Data to use

⟨

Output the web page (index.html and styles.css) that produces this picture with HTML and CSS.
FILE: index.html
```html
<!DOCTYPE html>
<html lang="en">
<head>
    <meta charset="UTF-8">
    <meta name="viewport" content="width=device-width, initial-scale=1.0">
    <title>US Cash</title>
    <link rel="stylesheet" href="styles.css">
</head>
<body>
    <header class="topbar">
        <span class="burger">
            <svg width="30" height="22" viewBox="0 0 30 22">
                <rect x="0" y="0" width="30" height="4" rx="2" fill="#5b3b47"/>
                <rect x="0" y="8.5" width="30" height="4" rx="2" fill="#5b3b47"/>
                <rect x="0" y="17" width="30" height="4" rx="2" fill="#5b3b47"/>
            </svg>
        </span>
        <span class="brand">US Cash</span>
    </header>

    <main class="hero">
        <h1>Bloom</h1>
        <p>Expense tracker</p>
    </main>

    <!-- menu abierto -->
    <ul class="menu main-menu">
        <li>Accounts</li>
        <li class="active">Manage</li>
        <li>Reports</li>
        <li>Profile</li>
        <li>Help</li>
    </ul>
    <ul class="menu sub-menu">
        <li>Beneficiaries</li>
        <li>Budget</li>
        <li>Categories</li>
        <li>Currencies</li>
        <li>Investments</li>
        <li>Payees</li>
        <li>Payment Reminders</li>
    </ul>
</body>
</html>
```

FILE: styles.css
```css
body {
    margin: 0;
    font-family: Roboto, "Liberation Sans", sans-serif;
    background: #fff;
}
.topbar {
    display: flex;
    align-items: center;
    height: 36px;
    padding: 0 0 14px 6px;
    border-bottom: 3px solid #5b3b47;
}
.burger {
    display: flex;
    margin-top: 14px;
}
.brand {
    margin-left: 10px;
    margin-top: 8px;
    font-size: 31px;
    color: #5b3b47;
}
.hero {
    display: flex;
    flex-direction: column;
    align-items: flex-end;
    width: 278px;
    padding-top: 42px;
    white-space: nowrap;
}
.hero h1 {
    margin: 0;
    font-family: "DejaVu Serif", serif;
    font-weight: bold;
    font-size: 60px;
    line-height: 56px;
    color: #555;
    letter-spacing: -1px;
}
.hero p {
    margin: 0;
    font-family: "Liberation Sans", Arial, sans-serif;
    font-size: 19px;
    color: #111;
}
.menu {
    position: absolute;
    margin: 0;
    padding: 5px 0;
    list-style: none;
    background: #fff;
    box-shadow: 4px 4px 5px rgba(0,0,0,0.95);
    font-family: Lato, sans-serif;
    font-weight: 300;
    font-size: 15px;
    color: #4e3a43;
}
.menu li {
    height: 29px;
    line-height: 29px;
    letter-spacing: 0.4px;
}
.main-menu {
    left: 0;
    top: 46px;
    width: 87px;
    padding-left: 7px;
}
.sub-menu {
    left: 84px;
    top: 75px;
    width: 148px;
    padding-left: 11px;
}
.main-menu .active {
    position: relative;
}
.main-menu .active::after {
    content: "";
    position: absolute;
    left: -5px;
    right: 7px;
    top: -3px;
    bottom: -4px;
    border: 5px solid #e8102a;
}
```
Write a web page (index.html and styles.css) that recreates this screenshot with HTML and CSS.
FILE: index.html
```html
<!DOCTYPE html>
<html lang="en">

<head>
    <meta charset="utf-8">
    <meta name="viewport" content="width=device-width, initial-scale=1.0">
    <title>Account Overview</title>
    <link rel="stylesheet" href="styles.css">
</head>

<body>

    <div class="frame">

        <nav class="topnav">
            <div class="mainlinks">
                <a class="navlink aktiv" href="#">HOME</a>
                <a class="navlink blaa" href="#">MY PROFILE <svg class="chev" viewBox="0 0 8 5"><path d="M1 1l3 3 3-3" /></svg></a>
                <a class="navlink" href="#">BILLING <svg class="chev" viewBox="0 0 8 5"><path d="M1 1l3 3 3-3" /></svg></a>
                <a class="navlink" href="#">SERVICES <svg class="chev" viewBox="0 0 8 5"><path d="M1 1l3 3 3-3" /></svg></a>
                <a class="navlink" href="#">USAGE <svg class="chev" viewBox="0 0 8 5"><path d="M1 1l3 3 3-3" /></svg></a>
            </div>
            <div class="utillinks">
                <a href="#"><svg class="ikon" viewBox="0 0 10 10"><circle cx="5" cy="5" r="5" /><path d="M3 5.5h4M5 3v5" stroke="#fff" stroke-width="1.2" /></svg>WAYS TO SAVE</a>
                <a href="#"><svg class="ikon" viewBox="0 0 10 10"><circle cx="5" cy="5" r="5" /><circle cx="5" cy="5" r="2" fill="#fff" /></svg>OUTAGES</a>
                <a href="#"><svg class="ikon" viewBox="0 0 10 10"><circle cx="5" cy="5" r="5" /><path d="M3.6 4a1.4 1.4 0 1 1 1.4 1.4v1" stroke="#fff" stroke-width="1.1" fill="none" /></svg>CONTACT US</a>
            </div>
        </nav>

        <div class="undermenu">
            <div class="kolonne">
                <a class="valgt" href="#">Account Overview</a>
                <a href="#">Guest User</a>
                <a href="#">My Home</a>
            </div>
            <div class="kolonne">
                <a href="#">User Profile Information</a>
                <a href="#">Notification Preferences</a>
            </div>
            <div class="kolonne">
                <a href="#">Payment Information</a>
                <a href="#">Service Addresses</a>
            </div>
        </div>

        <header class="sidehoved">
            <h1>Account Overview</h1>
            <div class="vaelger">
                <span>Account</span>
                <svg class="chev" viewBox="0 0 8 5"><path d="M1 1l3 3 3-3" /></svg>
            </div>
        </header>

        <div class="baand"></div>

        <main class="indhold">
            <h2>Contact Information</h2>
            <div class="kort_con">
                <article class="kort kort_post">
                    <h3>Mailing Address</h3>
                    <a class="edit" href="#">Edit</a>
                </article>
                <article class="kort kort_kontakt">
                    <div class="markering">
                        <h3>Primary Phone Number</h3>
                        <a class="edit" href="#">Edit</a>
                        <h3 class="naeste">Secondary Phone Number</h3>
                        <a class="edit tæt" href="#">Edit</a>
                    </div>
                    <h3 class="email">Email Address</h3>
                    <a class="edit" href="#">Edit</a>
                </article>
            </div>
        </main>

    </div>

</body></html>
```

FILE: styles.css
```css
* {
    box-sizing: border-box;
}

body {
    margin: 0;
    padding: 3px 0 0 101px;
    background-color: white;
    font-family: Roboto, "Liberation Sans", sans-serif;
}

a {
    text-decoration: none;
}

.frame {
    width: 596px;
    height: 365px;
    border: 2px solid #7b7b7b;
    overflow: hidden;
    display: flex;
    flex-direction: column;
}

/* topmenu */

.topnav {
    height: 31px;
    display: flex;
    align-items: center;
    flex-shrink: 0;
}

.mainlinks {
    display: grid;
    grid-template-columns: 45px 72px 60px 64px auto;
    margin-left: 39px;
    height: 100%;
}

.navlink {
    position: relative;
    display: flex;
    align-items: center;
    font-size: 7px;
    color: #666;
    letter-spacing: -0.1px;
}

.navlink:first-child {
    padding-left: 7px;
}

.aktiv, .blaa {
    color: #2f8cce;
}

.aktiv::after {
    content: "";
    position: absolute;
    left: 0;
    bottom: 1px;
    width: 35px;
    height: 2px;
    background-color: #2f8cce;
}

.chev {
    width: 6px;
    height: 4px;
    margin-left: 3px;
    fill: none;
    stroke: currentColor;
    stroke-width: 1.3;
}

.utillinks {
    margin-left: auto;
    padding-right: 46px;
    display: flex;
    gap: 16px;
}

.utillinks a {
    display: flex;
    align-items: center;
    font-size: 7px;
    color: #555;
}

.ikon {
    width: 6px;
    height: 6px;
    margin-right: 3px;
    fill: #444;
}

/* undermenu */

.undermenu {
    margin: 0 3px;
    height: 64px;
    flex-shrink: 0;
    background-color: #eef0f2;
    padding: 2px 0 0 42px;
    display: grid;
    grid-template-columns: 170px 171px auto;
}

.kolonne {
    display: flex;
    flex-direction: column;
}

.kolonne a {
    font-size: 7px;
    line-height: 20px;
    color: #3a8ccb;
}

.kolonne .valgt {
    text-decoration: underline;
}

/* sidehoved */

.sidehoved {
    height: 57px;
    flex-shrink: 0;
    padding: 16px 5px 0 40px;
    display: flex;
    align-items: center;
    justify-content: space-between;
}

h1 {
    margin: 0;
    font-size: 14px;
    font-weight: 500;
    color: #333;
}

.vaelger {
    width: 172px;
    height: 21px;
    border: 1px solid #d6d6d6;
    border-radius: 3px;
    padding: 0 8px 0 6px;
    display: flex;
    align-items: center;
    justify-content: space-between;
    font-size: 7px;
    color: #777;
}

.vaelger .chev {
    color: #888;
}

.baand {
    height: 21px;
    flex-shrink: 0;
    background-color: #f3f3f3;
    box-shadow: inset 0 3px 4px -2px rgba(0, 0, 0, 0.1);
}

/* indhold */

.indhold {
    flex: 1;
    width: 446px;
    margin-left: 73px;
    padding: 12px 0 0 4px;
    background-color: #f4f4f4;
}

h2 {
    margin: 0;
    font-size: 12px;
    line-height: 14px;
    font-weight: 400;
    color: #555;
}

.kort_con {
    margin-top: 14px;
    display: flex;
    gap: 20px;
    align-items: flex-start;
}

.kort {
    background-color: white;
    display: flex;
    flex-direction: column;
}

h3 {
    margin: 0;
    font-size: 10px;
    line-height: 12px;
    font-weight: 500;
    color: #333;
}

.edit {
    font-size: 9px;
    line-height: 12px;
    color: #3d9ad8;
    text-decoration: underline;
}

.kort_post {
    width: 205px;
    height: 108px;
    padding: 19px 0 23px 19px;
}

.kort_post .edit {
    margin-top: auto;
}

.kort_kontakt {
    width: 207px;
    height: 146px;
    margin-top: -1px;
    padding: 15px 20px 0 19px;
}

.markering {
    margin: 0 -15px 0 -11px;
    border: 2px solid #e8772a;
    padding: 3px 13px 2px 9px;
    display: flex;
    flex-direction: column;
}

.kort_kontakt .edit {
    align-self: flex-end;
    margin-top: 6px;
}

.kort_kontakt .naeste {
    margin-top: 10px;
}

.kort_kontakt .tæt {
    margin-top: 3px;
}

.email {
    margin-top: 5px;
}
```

⟩

Your objective
Go through the entries and return each line where the word "page" appears.

Result of this task
Output the web page (index.html and styles.css) that produces this picture with HTML and CSS.
Write a web page (index.html and styles.css) that recreates this screenshot with HTML and CSS.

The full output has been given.